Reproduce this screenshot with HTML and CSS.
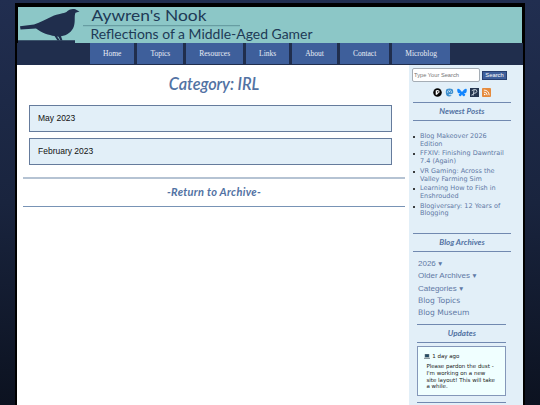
FILE: index.html
```
<!DOCTYPE html>
<html lang="en">
<head>
    <meta charset="UTF-8">
    <meta name="viewport" content="width=device-width, initial-scale=1.0">
    <title>Category: IRL - Aywren's Nook</title>
    <link rel="stylesheet" href="styles.css">
</head>
<body>
    <div class="container">
        <header class="banner">
            <svg viewBox="0 0 504 36" width="504" height="36" role="img" aria-label="Aywren's Nook">
                <path class="ink" d="M0 33.2H57V36H0z"/>
                <path class="ink" d="M2 19.3L16 17.5C22 15.5 29 11.500 36 8.500C43 6 47 6.800 49.500 4C52 1.500 57 1.300 59 3.300L61.500 4.500L57.500 5.800C56 9 57.500 14 56 19C54 25 49 28.500 43 29.200L44.500 33.500H42.500L40.500 29.700L39 29.500L42 33.500H39.500L36.500 29C31 28.200 24 26 18 21.500L2.500 22.600z"/>
                <path class="rule" d="M65 18.700H222"/>
                <text x="73.500" y="13.800" textLength="115" lengthAdjust="spacingAndGlyphs" class="title">Aywren's Nook</text>
                <text x="72.500" y="31.500" textLength="222" lengthAdjust="spacingAndGlyphs" class="tagline">Reflections of a Middle-Aged Gamer</text>
            </svg>
        </header>

        <nav class="menu">
            <a>Home</a>
            <a>Topics</a>
            <a>Resources</a>
            <a>Links</a>
            <a>About</a>
            <a>Contact</a>
            <a>Microblog</a>
        </nav>

        <div class="columns">
            <main class="content">
                <h1>Category: IRL</h1>
                <div class="month">May 2023</div>
                <div class="month">February 2023</div>
                <div class="return"><a>-Return to Archive-</a></div>
            </main>

            <aside class="sidebar">
                <form class="search">
                    <input type="text" placeholder="Type Your Search">
                    <button type="button">Search</button>
                </form>

                <div class="social">
                    <svg viewBox="0 0 20 20"><circle cx="10" cy="10" r="9.500" fill="#050505"/><path fill="#fff" d="M6 5.500Q10 3 14 6Q16 11 11 12L9 15H6z"/><path fill="#050505" d="M9 7h3v3H9z"/></svg>
                    <svg viewBox="0 0 20 20"><path fill="#3d8fce" d="M4 2Q10 0 16 2Q19 4 18 11Q17 14 8 14Q8 17 14 16V18Q3 21 2 12Q1 4 4 2z"/><path fill="none" stroke="#e2eff8" stroke-width="1.500" d="M6 11V7Q8 3.500 10 7V9V7Q12 3.500 14 7V11"/></svg>
                    <svg viewBox="0 0 20 20" class="wide"><path fill="#1185fe" d="M10 9C8 5 3 1 1 1.500C-1 2-1 5 0 9C1 12 4 12 6 12C2 13 2 15 4 17C7 20 9 17 10 14C11 17 13 20 16 17C18 15 18 13 14 12C16 12 19 12 20 9C21 5 21 2 19 1.500C17 1 12 5 10 9z"/></svg>
                    <svg viewBox="0 0 20 20"><path fill="#26364f" d="M0 0h20v20H0z"/><path fill="none" stroke="#dce6ee" stroke-width="1.800" d="M7 17L9 4M4 6Q9 2 14 4Q17 8 13 11L8 12M3 16L7 14"/></svg>
                    <svg viewBox="0 0 20 20"><rect width="20" height="20" rx="2" fill="#e58a3c"/><circle cx="6" cy="14.500" r="1.800" fill="#fff"/><path fill="none" stroke="#fff" stroke-width="2" d="M4 9Q11 9 11.500 16M4 4.500Q15 5 16 16"/></svg>
                </div>

                <h2>Newest Posts</h2>
                <ul class="posts">
                    <li>Blog Makeover 2026<br>Edition</li>
                    <li>FFXIV: Finishing Dawntrail<br>7.4 (Again)</li>
                    <li>VR Gaming: Across the<br>Valley Farming Sim</li>
                    <li>Learning How to Fish in<br>Enshrouded</li>
                    <li>Blogiversary: 12 Years of<br>Blogging</li>
                </ul>

                <h2>Blog Archives</h2>
                <div class="archives">
                    <a class="drop">2026 <span>▼</span></a>
                    <a class="drop">Older Archives <span>▼</span></a>
                    <a class="drop">Categories <span>▼</span></a>
                    <a>Blog Topics</a>
                    <a>Blog Museum</a>
                </div>

                <div class="updates">
                    <h2>Updates</h2>
                    <div class="status">
                        <div class="when">
                            <svg viewBox="0 0 12 10"><path fill="#66757d" d="M1.500 0h9v7h-9z"/><path fill="#244b64" d="M2.500 1h7v5h-7z"/><path fill="#8c9aa0" d="M0 7.500h12V10H0z"/></svg>
                            1 day ago
                        </div>
                        <p>Please pardon the dust -<br>I'm working on a new<br>site layout! This will take<br>a while.</p>
                    </div>
                    <hr>
                </div>
            </aside>
        </div>
    </div>
</body>
</html>
```
FILE: styles.css
```
* {
    margin: 0;
    padding: 0;
    box-sizing: border-box;
}

body {
    height: 405px;
    overflow: hidden;
    padding: 3px 15px 0;
    background: linear-gradient(#212e50, #19243e 50%, #0c1220);
    font-family: "Liberation Sans", Arial, sans-serif;
}

.container {
    width: 510px;
    height: 420px;
    border: 2px solid #000;
    border-top-width: 3px;
    background: #fff;
}

.banner {
    height: 37px;
    padding: 1px 1px 0;
    border-bottom: 1px solid #000;
    background: #000;
}

.banner svg {
    display: block;
    background: #8cc7c7;
}

.ink {
    fill: #202e4d;
}

.rule {
    stroke: #5f9399;
    stroke-width: 1;
}

.title,
.tagline {
    font-family: Lato, sans-serif;
    fill: #203a56;
}

.title {
    font-size: 15px;
}

.tagline {
    font-size: 13px;
}

.menu {
    display: flex;
    justify-content: center;
    gap: 3px;
    height: 22px;
    background: #202e4d;
}

.menu a {
    height: 21px;
    padding: 0 13px;
    background: #3e5f9b;
    color: #e9eef6;
    font: 7.5px/21px "Liberation Serif", "Times New Roman", serif;
}

.columns {
    display: flex;
    height: 360px;
}

.content {
    width: 392px;
    padding: 0 4px 0 6px;
}

h1,
h2,
.return {
    font-family: Lato, sans-serif;
    font-style: italic;
    font-weight: bold;
    text-align: center;
    color: #5272a3;
}

h1 {
    padding-top: 7px;
    margin-bottom: 9px;
    font-size: 16.3px;
    font-weight: 600;
    line-height: 24px;
    letter-spacing: -0.1px;
}

.month {
    width: 363px;
    height: 27px;
    margin: 0 0 6px 6px;
    padding-left: 8px;
    border: 1px solid #657b9c;
    background: #e2eff8;
    color: #111;
    font-size: 8.5px;
    line-height: 25px;
}

.return {
    height: 30px;
    margin-top: 12px;
    border-top: 2px solid #b5c3d3;
    border-bottom: 1px solid #7893b5;
    font-size: 11px;
    line-height: 25px;
    letter-spacing: 0.3px;
}

.sidebar {
    width: 114px;
    padding: 3px 12px 0 4px;
    background: #e2eff8;
}

.search {
    display: flex;
    align-items: center;
    gap: 2px;
    width: 96px;
    margin-left: -1px;
}

.search input {
    width: 68px;
    height: 14px;
    padding: 0 1px;
    border: 1px solid #a5adb5;
    border-radius: 2px;
    background: #fff;
    font: 5.7px "Liberation Sans", sans-serif;
}

.search button {
    width: 25px;
    height: 9px;
    border: 1px solid #273f70;
    background: #3e5f9b;
    color: #fff;
    font: 5.8px/7px "Liberation Sans", sans-serif;
}

.social {
    display: flex;
    justify-content: center;
    gap: 3px;
    height: 20px;
    padding-top: 6px;
}

.social svg {
    width: 9px;
    height: 9px;
}

.social .wide {
    width: 10px;
}

h2 {
    height: 19px;
    border-top: 1px solid #7189b0;
    border-bottom: 1px solid #7189b0;
    font-size: 8px;
    line-height: 17px;
}

.posts {
    height: 101px;
    margin: 0 -8px 11px 7px;
    padding-top: 12px;
    list-style: none;
    color: #5f79a5;
    font: 6.5px/7.7px "DejaVu Sans", Verdana, sans-serif;
}

.posts li {
    position: relative;
    margin-bottom: 2px;
}

.posts li::before {
    content: "";
    position: absolute;
    left: -7px;
    top: 3px;
    width: 2px;
    height: 2px;
    border-radius: 50%;
    background: #000;
}

.archives {
    padding: 6px 0 0 5px;
    color: #5f79a5;
}

.archives a {
    display: block;
    height: 12.3px;
    font: 7.6px/12.3px "DejaVu Sans", Verdana, sans-serif;
}

.archives .drop {
    font: 8px/12.3px "Liberation Sans", Arial, sans-serif;
}

.archives span {
    margin-left: -1px;
    font-size: 6.5px;
}

.updates {
    width: 89px;
    margin: 4.5px 0 0 4.4px;
}

.status {
    height: 50px;
    margin: 3px 0 6px;
    padding: 6px 0 0 6px;
    border: 1px solid #8497b9;
    background: #f0ffff;
    color: #222;
    font: 5.5px/6.8px "DejaVu Sans", Verdana, sans-serif;
}

.when {
    height: 10px;
}

.when svg {
    width: 6px;
    height: 5px;
    vertical-align: -1px;
}

.status p {
    padding-left: 2px;
}

hr {
    border: 0;
    border-top: 1px solid #7189b0;
}
```
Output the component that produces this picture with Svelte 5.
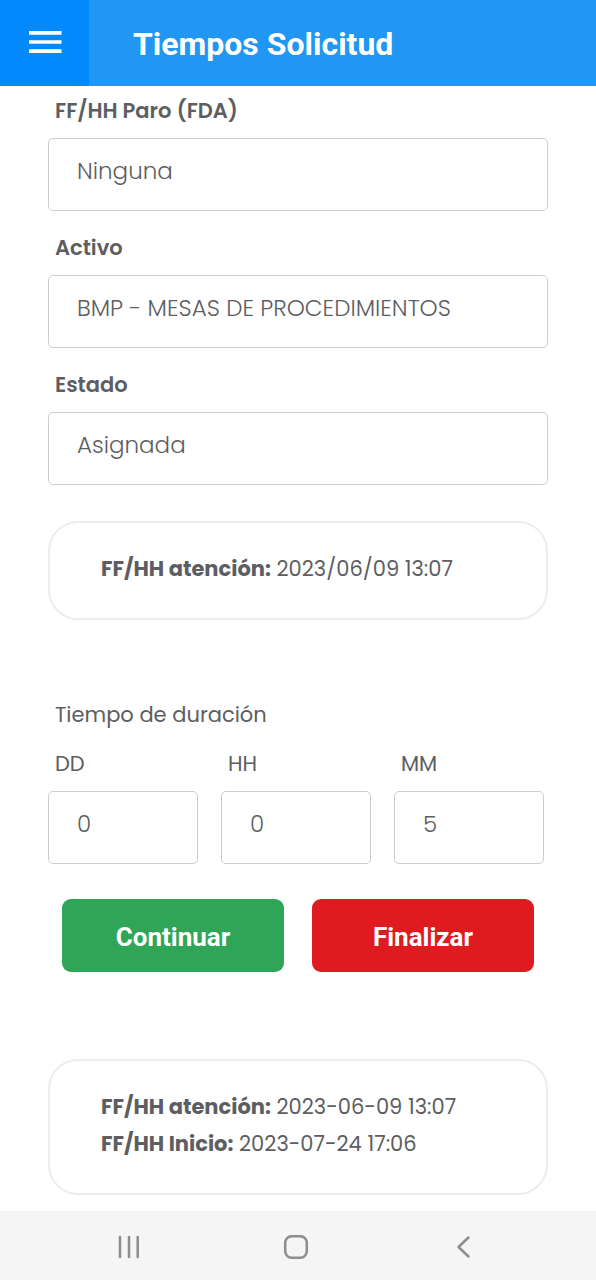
<script>
  let days = $state('0');
  let hours = $state('0');
  let minutes = $state('5');

  const fields = [
    { id: 'paro', label: 'FF/HH Paro (FDA)', value: 'Ninguna' },
    { id: 'activo', label: 'Activo', value: 'BMP - MESAS DE PROCEDIMIENTOS' },
    { id: 'estado', label: 'Estado', value: 'Asignada' }
  ];
</script>

<div class="screen">
  <header>
    <button class="menu" type="button" aria-label="Menú">
      <svg width="34" height="24" viewBox="0 0 34 24" aria-hidden="true">
        <path d="M1 2.9H33.500M1 12H33.500M1 21.100H33.500" stroke="#fff" stroke-width="3.600" />
      </svg>
    </button>
    <h1>Tiempos Solicitud</h1>
  </header>

  <main>
    <div class="fields">
      {#each fields as field (field.id)}
        <div class="field">
          <label class="strong" for={field.id}>{field.label}</label>
          <input id={field.id} type="text" value={field.value} readonly />
        </div>
      {/each}
    </div>

    <section class="card first">
      <p><b>FF/HH atención:</b> <span>2023/06/09 13:07</span></p>
    </section>

    <fieldset>
      <legend>Tiempo de duración</legend>
      <div class="duration">
        <div class="field">
          <label for="dd">DD</label>
          <input id="dd" type="text" inputmode="numeric" bind:value={days} />
        </div>
        <div class="field">
          <label for="hh">HH</label>
          <input id="hh" type="text" inputmode="numeric" bind:value={hours} />
        </div>
        <div class="field">
          <label for="mm">MM</label>
          <input id="mm" type="text" inputmode="numeric" bind:value={minutes} />
        </div>
      </div>
    </fieldset>

    <div class="actions">
      <button class="continue" type="button">Continuar</button>
      <button class="finish" type="button">Finalizar</button>
    </div>

    <section class="card last">
      <p><b>FF/HH atención:</b> <span>2023-06-09 13:07</span></p>
      <p><b>FF/HH Inicio:</b> <span>2023-07-24 17:06</span></p>
    </section>
  </main>

  <nav>
    <button type="button" aria-label="Recientes">
      <svg width="28" height="28" viewBox="0 0 28 28" aria-hidden="true">
        <path d="M5 4V24M14 4V24M22.700 4V24" />
      </svg>
    </button>
    <button type="button" aria-label="Inicio">
      <svg width="28" height="28" viewBox="0 0 28 28" aria-hidden="true">
        <rect x="3.200" y="3.200" width="21.600" height="21.600" rx="6.500" />
      </svg>
    </button>
    <button type="button" aria-label="Atrás">
      <svg width="28" height="28" viewBox="0 0 28 28" aria-hidden="true">
        <path d="M19.500 4.500L9.500 14L19.500 23.500" />
      </svg>
    </button>
  </nav>
</div>

<style>
  :global(body) {
    margin: 0;
    background: #fff;
  }

  .screen {
    display: flex;
    flex-direction: column;
    min-height: 100vh;
    color: #5d5e61;
    font-family: Poppins, Inter, sans-serif;
    font-size: 21px;
  }

  .screen :is(button, input) {
    box-sizing: border-box;
    margin: 0;
    font-family: inherit;
  }

  header {
    display: flex;
    align-items: stretch;
    height: 86px;
    background: #2196f3;
  }

  .menu {
    display: grid;
    place-items: center;
    width: 89px;
    padding: 0 0 2px;
    border: 0;
    background: #0289fb;
  }

  h1 {
    margin: 0;
    padding-left: 44px;
    color: #fff;
    font: 700 32px/88px Roboto, sans-serif;
  }

  main {
    flex: 1;
    display: flex;
    flex-direction: column;
    padding: 9px 48px 15px;
  }

  .fields {
    display: grid;
    gap: 21px;
  }

  .field {
    display: flex;
    flex-direction: column;
    gap: 11px;
    min-width: 0;
  }

  label,
  legend {
    padding: 0 7px;
    line-height: 32px;
  }

  .strong {
    font-weight: 600;
  }

  input {
    width: 100%;
    height: 73px;
    padding: 0 28px 7px;
    border: 1px solid #cdcdcf;
    border-radius: 5px;
    background: #fff;
    color: inherit;
    font-size: 23px;
    font-weight: 300;
  }

  .card {
    padding: 27px 51px 31px;
    border: 2px solid #ededed;
    border-radius: 30px;
    line-height: 37px;
  }

  .card p {
    margin: 0;
  }

  .card b {
    font-weight: 700;
  }

  .first {
    margin-top: 36px;
  }

  .last {
    margin-top: 87px;
  }

  fieldset {
    min-width: 0;
    margin: 79px 0 0;
    padding: 0;
    border: 0;
  }

  .duration {
    display: grid;
    grid-template-columns: repeat(3, 1fr);
    gap: 23px;
    padding: 17px 4px 0 0;
  }

  .actions {
    display: grid;
    grid-template-columns: 1fr 1fr;
    gap: 28px;
    margin-top: 35px;
    padding: 0 14px;
  }

  .actions button {
    height: 73px;
    padding: 3px 0 0;
    border: 0;
    border-radius: 9px;
    color: #fff;
    font: 700 26px Roboto, sans-serif;
  }

  .continue {
    background: #2fa557;
  }

  .finish {
    background: #df1b20;
  }

  nav {
    display: flex;
    justify-content: space-around;
    align-items: center;
    height: 69px;
    padding: 0 50px 0 46px;
    background: #f5f5f5;
  }

  nav button {
    display: grid;
    padding: 2px 0 0;
    border: 0;
    background: none;
  }

  nav svg {
    fill: none;
    stroke: #8d8d8d;
    stroke-width: 2.5;
    stroke-linecap: round;
    stroke-linejoin: round;
  }
</style>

» **PROBLEM REQUIREMENTS**
Please list every line of the records that contains "with".

» **CORRECT ANSWER**
Reproduce this screenshot with HTML and CSS.
Output the component that produces this picture with Svelte 5.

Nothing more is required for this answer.